A Data-Driven Revolution: How Venture Capital is Embracing Data Science for Investment Decisions


Historically, the venture capital industry has revolved around relationships, with investors placing their faith in startups based on the founders behind the ideas. While this approach is reasonable, considering the long-term relationships involved in startup investments, it has led to several failed ventures and restricted opportunities for founders from nontraditional backgrounds or with limited networks.

To address these shortcomings, a growing number of venture capital firms are incorporating data science into their deal sourcing processes. Although data-driven investing is already a staple for institutional investors, hedge funds, and public market traders, the venture capital sector has been slower to adapt. However, firms like Correlation Ventures, SignalFire, and Rocketship.vc have already embraced this approach, and the number is set to increase.

A notable development in this space is Ensemble, an Austin-based VC firm that recently closed a $100 million debut fund for early-stage startups. Ensemble uses a data-driven approach to evaluate and track companies based on the quality and depth of their entire team. Collin West, Ensemble’s co-founder and managing partner, explained that data science allows them to sort the industry by team quality in a more objective way, enabling them to focus on fewer but more promising companies.

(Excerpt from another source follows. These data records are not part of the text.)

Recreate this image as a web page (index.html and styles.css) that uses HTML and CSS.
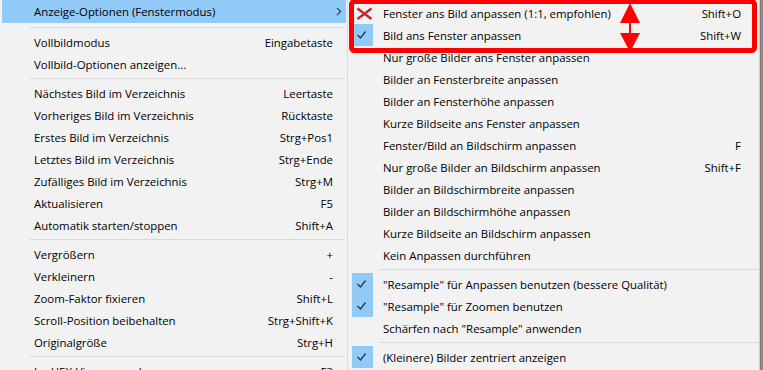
FILE: index.html
```html
<!DOCTYPE html>
<html lang="de">
<head>
<meta charset="utf-8">
<title>Anzeige-Optionen</title>
<link rel="stylesheet" href="styles.css">
</head>
<body>
<div class="screen">
  <div class="menu menu-main">
    <div class="item active"><span class="icon"></span><span class="label">Anzeige-Optionen (Fenstermodus)</span><span class="chev"><svg width="6" height="9" viewBox="0 0 6 9"><polyline points="1,0.8 4.6,4.5 1,8.2" fill="none" stroke="#333" stroke-width="1.1"/></svg></span></div>
    <div class="sep first"></div>
    <div class="item"><span class="icon"></span><span class="label">Vollbildmodus</span><span class="key">Eingabetaste</span></div>
    <div class="item"><span class="icon"></span><span class="label">Vollbild-Optionen anzeigen...</span></div>
    <div class="sep"></div>
    <div class="item"><span class="icon"></span><span class="label">Nächstes Bild im Verzeichnis</span><span class="key">Leertaste</span></div>
    <div class="item"><span class="icon"></span><span class="label">Vorheriges Bild im Verzeichnis</span><span class="key">Rücktaste</span></div>
    <div class="item"><span class="icon"></span><span class="label">Erstes Bild im Verzeichnis</span><span class="key">Strg+Pos1</span></div>
    <div class="item"><span class="icon"></span><span class="label">Letztes Bild im Verzeichnis</span><span class="key">Strg+Ende</span></div>
    <div class="item"><span class="icon"></span><span class="label">Zufälliges Bild im Verzeichnis</span><span class="key">Strg+M</span></div>
    <div class="item"><span class="icon"></span><span class="label">Aktualisieren</span><span class="key">F5</span></div>
    <div class="item"><span class="icon"></span><span class="label">Automatik starten/stoppen</span><span class="key">Shift+A</span></div>
    <div class="sep"></div>
    <div class="item"><span class="icon"></span><span class="label">Vergrößern</span><span class="key">+</span></div>
    <div class="item"><span class="icon"></span><span class="label">Verkleinern</span><span class="key">-</span></div>
    <div class="item"><span class="icon"></span><span class="label">Zoom-Faktor fixieren</span><span class="key">Shift+L</span></div>
    <div class="item"><span class="icon"></span><span class="label">Scroll-Position beibehalten</span><span class="key">Strg+Shift+K</span></div>
    <div class="item"><span class="icon"></span><span class="label">Originalgröße</span><span class="key">Strg+H</span></div>
    <div class="sep"></div>
    <div class="item"><span class="icon"></span><span class="label">Im HEX-Viewer anschauen</span><span class="key">F3</span></div>
  </div>

  <div class="menu menu-sub">
    <div class="item"><span class="icon"><svg width="21" height="22" viewBox="0 0 21 22"><path d="M5.5 6.5 L19.5 17 M19.5 6.5 L5.5 17" stroke="#cc2030" stroke-width="2.3" fill="none"/></svg></span><span class="label">Fenster ans Bild anpassen (1:1, empfohlen)</span><span class="key">Shift+O</span></div>
    <div class="item"><span class="icon checked"><svg width="21" height="22" viewBox="0 0 21 22"><path d="M5.5 11 L8.5 14 L13.5 7.5" stroke="#1f3a55" stroke-width="1.3" fill="none"/></svg></span><span class="label">Bild ans Fenster anpassen</span><span class="key">Shift+W</span></div>
    <div class="item"><span class="icon"></span><span class="label">Nur große Bilder ans Fenster anpassen</span></div>
    <div class="item"><span class="icon"></span><span class="label">Bilder an Fensterbreite anpassen</span></div>
    <div class="item"><span class="icon"></span><span class="label">Bilder an Fensterhöhe anpassen</span></div>
    <div class="item"><span class="icon"></span><span class="label">Kurze Bildseite ans Fenster anpassen</span></div>
    <div class="item"><span class="icon"></span><span class="label">Fenster/Bild an Bildschirm anpassen</span><span class="key">F</span></div>
    <div class="item"><span class="icon"></span><span class="label">Nur große Bilder an Bildschirm anpassen</span><span class="key">Shift+F</span></div>
    <div class="item"><span class="icon"></span><span class="label">Bilder an Bildschirmbreite anpassen</span></div>
    <div class="item"><span class="icon"></span><span class="label">Bilder an Bildschirmhöhe anpassen</span></div>
    <div class="item"><span class="icon"></span><span class="label">Kurze Bildseite an Bildschirm anpassen</span></div>
    <div class="item"><span class="icon"></span><span class="label">Kein Anpassen durchführen</span></div>
    <div class="sep"></div>
    <div class="item"><span class="icon checked"><svg width="21" height="22" viewBox="0 0 21 22"><path d="M5.5 11 L8.5 14 L13.5 7.5" stroke="#1f3a55" stroke-width="1.3" fill="none"/></svg></span><span class="label">"Resample" für Anpassen benutzen (bessere Qualität)</span></div>
    <div class="item"><span class="icon checked"><svg width="21" height="22" viewBox="0 0 21 22"><path d="M5.5 11 L8.5 14 L13.5 7.5" stroke="#1f3a55" stroke-width="1.3" fill="none"/></svg></span><span class="label">"Resample" für Zoomen benutzen</span></div>
    <div class="item"><span class="icon"></span><span class="label">Schärfen nach "Resample" anwenden</span></div>
    <div class="sep"></div>
    <div class="item"><span class="icon checked"><svg width="21" height="22" viewBox="0 0 21 22"><path d="M5.5 11 L8.5 14 L13.5 7.5" stroke="#1f3a55" stroke-width="1.3" fill="none"/></svg></span><span class="label">(Kleinere) Bilder zentriert anzeigen</span></div>
  </div>

  <div class="edge"></div>

  <svg class="annot" width="763" height="60" viewBox="0 0 763 60">
    <rect x="351.5" y="1.5" width="403" height="49" rx="3" fill="none" stroke="#f00" stroke-width="5"/>
    <polygon points="630,3 620,23 640,23" fill="#f00"/>
    <rect x="629" y="23" width="2" height="10" fill="#f00"/>
    <polygon points="620,33 640,33 630,52" fill="#f00"/>
  </svg>
</div>
</body>
</html>
```

FILE: styles.css
```css
html, body {
  margin: 0;
  padding: 0;
  background: #f2f2f2;
}

.screen {
  position: relative;
  display: flex;
  width: 763px;
  height: 370px;
  overflow: hidden;
  font-family: "Open Sans", "Noto Sans", sans-serif;
  font-size: 11.4px;
  color: #000;
}

.menu {
  display: flex;
  flex-direction: column;
  background: #f2f2f2;
  flex: none;
}

.menu-main {
  width: 347px;
  border-right: 1px solid #dadada;
}

.menu-sub {
  width: 410px;
  padding: 2px 0 0 1px;
  border-right: 1px solid #d0d0d0;
}

.item {
  display: flex;
  align-items: center;
  height: 22px;
  flex: none;
  white-space: nowrap;
}

.menu-main .item {
  margin: 0 1px 0 2px;
  padding: 0 13px 0 1px;
}

.menu-main .item.active {
  height: 23px;
  background: #91c9f7;
  padding-right: 4px;
}

.menu-sub .item {
  padding: 0 18px 0 3px;
}

.icon {
  width: 21px;
  height: 22px;
  margin-right: 10px;
  flex: none;
  display: flex;
}

.icon.checked {
  background: #91c9f7;
}

.label {
  flex: 1;
}

.key {
  flex: none;
}

.chev {
  display: flex;
  flex: none;
}

.sep {
  flex: none;
  height: 1px;
  background: #d7d7d7;
  margin: 3px 2px 3px 30px;
}

.sep.first {
  margin-top: 4px;
}

.menu-sub .sep {
  margin-left: 30px;
  margin-right: 0;
}

.edge {
  flex: 1;
  background: linear-gradient(to right, #8a7873, #9c8c86);
}

.annot {
  position: absolute;
  left: 0;
  top: 0;
}
```
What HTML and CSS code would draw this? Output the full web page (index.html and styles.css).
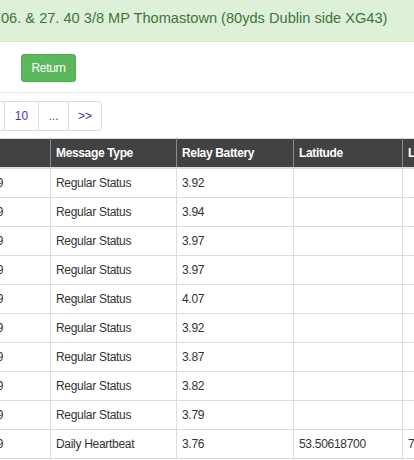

Telstra Ventures adopted a data science component in their deal-making process in 2017, seeing its potential to improve investment decisions. Since then, the firm has built over 30 models to track various metrics, such as web traffic, headcount growth, and funding history. While not a perfect solution, this data-driven approach has helped Telstra Ventures discover and invest in promising companies they may have otherwise overlooked.

Data-driven investing could help level the playing field in the venture capital industry by broadening opportunities and increasing visibility for qualified teams. It may also allow investors to dedicate more time to thorough due diligence, resulting in more informed investment decisions. Despite the slow adoption, with an estimated 10% of VC firms currently utilizing data science, this trend is expected to grow.

Venture firms such as Two Sigma, Khosla Ventures, Fifth Wall, and Lead Edge Capital have recently posted job listings for data science roles. This shift toward data-driven investing is likely to become the norm in the coming years, as firms that fail to adapt risk being left behind. By 2030, it is predicted that every venture firm will have data science capabilities, signaling a new era in venture capital investment strategies.